### SOURCE MATERIAL

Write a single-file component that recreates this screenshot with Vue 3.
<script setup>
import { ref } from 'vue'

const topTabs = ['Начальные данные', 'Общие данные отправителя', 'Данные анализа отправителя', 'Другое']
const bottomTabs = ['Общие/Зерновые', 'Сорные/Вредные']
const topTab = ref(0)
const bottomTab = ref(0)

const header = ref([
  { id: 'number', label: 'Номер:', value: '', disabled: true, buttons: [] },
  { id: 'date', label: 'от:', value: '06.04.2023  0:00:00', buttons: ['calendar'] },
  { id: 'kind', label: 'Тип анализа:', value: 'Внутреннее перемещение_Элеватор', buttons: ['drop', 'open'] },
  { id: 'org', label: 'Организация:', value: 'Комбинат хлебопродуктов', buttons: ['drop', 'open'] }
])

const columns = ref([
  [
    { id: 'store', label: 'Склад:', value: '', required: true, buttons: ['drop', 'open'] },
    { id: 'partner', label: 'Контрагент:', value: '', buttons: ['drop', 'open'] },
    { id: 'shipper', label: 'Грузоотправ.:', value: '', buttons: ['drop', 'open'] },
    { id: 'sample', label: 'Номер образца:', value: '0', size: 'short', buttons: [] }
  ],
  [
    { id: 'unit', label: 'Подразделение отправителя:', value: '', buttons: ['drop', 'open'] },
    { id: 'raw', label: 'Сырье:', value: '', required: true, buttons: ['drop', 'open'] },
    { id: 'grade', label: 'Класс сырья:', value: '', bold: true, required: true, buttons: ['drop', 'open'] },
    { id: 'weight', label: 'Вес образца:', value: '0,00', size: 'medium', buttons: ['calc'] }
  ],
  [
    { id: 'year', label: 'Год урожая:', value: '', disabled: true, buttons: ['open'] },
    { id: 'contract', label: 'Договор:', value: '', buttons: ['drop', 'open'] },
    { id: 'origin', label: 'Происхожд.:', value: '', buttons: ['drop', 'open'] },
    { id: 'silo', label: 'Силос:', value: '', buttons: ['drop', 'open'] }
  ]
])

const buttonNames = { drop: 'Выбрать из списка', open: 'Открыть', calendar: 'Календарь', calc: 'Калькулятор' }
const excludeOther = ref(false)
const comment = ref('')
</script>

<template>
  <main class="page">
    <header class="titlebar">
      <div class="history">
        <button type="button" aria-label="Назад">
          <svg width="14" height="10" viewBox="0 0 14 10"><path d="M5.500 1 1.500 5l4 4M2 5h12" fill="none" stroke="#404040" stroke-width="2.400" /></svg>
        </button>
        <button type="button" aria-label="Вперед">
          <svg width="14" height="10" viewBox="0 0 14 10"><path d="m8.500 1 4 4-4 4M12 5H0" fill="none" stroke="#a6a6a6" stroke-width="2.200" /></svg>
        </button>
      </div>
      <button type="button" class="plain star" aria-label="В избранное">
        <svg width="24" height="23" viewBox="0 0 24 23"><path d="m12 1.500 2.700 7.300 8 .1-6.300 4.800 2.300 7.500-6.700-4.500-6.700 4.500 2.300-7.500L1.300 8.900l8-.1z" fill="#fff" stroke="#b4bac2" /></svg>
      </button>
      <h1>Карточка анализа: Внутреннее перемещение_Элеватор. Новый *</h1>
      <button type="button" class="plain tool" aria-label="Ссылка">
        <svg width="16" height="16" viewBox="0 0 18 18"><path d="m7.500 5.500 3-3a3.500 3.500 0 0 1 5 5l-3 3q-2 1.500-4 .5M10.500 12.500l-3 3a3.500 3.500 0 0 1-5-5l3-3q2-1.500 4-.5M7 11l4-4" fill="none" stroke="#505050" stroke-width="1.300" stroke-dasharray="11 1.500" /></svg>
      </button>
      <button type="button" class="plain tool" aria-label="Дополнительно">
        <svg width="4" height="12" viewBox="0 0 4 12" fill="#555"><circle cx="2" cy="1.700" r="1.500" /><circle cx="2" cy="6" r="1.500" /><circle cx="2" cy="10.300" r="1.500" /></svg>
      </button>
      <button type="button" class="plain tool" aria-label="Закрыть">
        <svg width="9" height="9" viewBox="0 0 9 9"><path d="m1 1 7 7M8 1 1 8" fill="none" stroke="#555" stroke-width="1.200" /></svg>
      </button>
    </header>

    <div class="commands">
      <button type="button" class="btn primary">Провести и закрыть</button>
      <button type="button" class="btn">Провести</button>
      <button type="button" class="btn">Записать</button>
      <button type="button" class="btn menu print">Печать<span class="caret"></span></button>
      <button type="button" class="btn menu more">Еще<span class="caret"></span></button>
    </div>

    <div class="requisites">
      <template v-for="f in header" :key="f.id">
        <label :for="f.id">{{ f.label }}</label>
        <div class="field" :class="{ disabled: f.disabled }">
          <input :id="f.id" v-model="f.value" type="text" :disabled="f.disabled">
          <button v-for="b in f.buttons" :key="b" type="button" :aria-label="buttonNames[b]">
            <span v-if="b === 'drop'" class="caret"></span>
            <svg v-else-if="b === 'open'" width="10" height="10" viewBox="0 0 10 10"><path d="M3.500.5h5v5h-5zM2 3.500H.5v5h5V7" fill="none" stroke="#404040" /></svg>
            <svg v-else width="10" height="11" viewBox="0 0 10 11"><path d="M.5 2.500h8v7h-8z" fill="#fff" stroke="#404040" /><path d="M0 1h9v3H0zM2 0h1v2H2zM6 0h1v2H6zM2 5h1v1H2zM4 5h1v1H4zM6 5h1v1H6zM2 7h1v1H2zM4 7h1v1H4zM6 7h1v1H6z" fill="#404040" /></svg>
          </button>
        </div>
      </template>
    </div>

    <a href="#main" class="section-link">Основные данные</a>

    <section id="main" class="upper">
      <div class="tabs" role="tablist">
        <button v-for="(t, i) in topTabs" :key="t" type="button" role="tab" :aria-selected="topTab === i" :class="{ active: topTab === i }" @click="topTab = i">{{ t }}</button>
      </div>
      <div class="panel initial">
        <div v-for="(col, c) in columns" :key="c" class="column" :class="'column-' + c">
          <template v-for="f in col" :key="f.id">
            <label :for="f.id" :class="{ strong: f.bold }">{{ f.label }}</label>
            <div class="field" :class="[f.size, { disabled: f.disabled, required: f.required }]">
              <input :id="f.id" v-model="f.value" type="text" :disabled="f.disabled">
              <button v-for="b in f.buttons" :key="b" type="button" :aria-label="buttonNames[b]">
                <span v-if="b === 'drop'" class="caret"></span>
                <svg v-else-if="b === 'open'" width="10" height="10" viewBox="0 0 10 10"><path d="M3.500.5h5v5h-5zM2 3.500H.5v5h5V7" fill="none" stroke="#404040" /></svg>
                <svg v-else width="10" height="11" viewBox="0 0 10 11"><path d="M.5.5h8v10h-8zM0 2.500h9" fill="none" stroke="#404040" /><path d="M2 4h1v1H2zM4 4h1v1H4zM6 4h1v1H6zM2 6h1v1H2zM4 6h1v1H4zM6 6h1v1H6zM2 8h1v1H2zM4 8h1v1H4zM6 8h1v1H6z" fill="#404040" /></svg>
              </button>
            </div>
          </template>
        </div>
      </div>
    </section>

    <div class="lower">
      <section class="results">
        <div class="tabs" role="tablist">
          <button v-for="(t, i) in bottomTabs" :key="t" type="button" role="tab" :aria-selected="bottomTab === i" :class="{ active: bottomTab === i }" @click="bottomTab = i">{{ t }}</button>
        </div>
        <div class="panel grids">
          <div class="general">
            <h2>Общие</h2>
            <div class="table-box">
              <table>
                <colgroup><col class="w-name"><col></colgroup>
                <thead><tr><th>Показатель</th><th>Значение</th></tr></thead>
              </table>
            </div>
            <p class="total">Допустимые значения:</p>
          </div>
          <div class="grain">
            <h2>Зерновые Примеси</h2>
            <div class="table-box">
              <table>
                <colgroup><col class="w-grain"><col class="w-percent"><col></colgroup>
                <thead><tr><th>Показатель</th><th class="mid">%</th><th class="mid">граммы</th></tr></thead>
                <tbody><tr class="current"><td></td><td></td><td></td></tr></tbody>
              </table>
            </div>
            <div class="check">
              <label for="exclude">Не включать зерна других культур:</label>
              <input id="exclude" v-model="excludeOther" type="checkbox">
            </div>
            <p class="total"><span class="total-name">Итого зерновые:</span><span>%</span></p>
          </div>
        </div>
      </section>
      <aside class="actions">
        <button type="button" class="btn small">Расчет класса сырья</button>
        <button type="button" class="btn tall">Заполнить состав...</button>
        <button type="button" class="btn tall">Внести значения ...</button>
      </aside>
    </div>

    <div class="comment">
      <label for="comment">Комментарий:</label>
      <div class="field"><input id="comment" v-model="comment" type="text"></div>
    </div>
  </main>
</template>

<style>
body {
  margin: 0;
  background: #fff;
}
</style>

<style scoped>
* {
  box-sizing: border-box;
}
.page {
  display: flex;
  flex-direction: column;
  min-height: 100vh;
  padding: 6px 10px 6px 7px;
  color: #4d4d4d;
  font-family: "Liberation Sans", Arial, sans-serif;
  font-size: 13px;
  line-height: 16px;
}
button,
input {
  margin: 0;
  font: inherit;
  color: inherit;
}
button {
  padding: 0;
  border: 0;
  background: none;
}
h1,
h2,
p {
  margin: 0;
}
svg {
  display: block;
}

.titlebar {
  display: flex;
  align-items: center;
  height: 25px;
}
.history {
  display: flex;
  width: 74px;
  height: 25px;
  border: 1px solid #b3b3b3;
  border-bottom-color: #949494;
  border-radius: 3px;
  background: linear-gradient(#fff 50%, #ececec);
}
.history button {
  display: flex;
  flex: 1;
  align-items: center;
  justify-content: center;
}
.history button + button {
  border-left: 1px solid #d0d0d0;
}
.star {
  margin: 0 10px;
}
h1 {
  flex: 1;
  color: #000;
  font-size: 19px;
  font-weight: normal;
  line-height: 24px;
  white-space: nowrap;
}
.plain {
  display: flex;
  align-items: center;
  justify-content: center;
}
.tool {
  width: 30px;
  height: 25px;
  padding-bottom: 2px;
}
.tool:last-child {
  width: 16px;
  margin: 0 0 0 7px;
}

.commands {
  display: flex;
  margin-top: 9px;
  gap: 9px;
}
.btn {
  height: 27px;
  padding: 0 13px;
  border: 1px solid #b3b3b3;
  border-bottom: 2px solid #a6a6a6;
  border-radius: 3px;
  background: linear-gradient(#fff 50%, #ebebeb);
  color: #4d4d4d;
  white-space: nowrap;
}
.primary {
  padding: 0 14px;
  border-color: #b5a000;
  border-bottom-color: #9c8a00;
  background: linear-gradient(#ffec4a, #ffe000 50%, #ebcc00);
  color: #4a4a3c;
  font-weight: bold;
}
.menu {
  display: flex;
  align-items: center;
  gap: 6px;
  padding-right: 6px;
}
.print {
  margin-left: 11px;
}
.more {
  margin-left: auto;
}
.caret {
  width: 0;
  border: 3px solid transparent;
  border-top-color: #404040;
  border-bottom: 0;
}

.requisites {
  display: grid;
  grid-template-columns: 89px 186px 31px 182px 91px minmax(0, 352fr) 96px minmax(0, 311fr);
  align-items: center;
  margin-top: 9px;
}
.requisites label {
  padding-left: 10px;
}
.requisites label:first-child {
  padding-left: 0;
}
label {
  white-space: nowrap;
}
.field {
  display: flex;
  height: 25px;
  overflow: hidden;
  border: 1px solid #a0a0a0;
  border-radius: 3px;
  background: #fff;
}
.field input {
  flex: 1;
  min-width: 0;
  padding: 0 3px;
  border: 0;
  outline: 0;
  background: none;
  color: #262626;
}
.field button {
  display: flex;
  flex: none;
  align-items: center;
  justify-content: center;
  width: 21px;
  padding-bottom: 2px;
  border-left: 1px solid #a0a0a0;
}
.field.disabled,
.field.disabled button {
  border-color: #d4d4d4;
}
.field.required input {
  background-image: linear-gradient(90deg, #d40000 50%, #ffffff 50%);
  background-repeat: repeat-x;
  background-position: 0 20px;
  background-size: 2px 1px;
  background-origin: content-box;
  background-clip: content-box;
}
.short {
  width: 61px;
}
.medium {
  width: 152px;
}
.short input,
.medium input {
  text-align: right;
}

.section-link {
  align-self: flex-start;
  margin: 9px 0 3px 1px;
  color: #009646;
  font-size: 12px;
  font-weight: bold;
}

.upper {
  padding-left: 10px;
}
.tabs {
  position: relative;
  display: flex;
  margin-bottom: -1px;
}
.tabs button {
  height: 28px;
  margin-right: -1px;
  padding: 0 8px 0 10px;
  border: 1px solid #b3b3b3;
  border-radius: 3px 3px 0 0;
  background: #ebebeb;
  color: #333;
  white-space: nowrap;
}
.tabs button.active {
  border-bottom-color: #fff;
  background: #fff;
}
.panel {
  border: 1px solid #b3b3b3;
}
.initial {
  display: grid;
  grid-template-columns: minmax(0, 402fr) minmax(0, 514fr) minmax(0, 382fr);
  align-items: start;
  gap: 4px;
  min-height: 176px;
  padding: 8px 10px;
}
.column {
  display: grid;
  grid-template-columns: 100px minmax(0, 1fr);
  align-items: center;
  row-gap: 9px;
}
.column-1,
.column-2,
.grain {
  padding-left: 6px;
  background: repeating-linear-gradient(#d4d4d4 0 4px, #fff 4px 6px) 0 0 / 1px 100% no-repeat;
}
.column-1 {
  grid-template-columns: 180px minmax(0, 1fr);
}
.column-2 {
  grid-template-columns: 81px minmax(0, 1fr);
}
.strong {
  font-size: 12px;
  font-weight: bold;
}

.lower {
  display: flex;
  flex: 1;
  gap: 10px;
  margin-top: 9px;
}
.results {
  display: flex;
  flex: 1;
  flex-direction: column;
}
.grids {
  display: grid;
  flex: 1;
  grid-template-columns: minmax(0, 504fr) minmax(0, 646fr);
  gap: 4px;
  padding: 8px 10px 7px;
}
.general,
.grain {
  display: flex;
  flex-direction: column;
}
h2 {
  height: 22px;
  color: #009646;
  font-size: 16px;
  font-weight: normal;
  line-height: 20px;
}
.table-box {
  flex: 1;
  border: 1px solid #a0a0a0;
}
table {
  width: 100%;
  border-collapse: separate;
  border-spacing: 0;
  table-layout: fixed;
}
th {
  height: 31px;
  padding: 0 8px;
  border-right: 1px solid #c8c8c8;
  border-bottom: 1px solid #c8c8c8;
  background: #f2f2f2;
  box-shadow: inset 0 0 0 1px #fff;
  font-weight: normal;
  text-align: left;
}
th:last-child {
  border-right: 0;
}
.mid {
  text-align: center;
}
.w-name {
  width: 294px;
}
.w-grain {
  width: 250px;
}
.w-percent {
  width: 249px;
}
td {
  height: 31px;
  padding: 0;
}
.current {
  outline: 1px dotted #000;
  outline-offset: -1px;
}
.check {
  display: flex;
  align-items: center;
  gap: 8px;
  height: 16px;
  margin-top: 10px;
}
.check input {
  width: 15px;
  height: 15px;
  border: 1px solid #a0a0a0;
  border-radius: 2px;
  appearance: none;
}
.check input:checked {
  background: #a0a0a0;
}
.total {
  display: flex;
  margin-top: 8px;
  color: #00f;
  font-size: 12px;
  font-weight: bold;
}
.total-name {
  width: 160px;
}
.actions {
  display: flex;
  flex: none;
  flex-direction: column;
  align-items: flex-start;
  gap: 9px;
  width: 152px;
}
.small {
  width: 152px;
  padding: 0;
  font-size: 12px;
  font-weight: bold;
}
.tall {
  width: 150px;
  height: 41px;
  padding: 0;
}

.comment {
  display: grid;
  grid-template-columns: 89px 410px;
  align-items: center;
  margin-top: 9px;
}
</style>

### WHAT TO PRODUCE
Extract the lines above, from the first one through the one containing "const bottomTab = ref(0)", and return only those, unchanged.

### SOLUTION
Write a single-file component that recreates this screenshot with Vue 3.
<script setup>
import { ref } from 'vue'

const topTabs = ['Начальные данные', 'Общие данные отправителя', 'Данные анализа отправителя', 'Другое']
const bottomTabs = ['Общие/Зерновые', 'Сорные/Вредные']
const topTab = ref(0)
const bottomTab = ref(0)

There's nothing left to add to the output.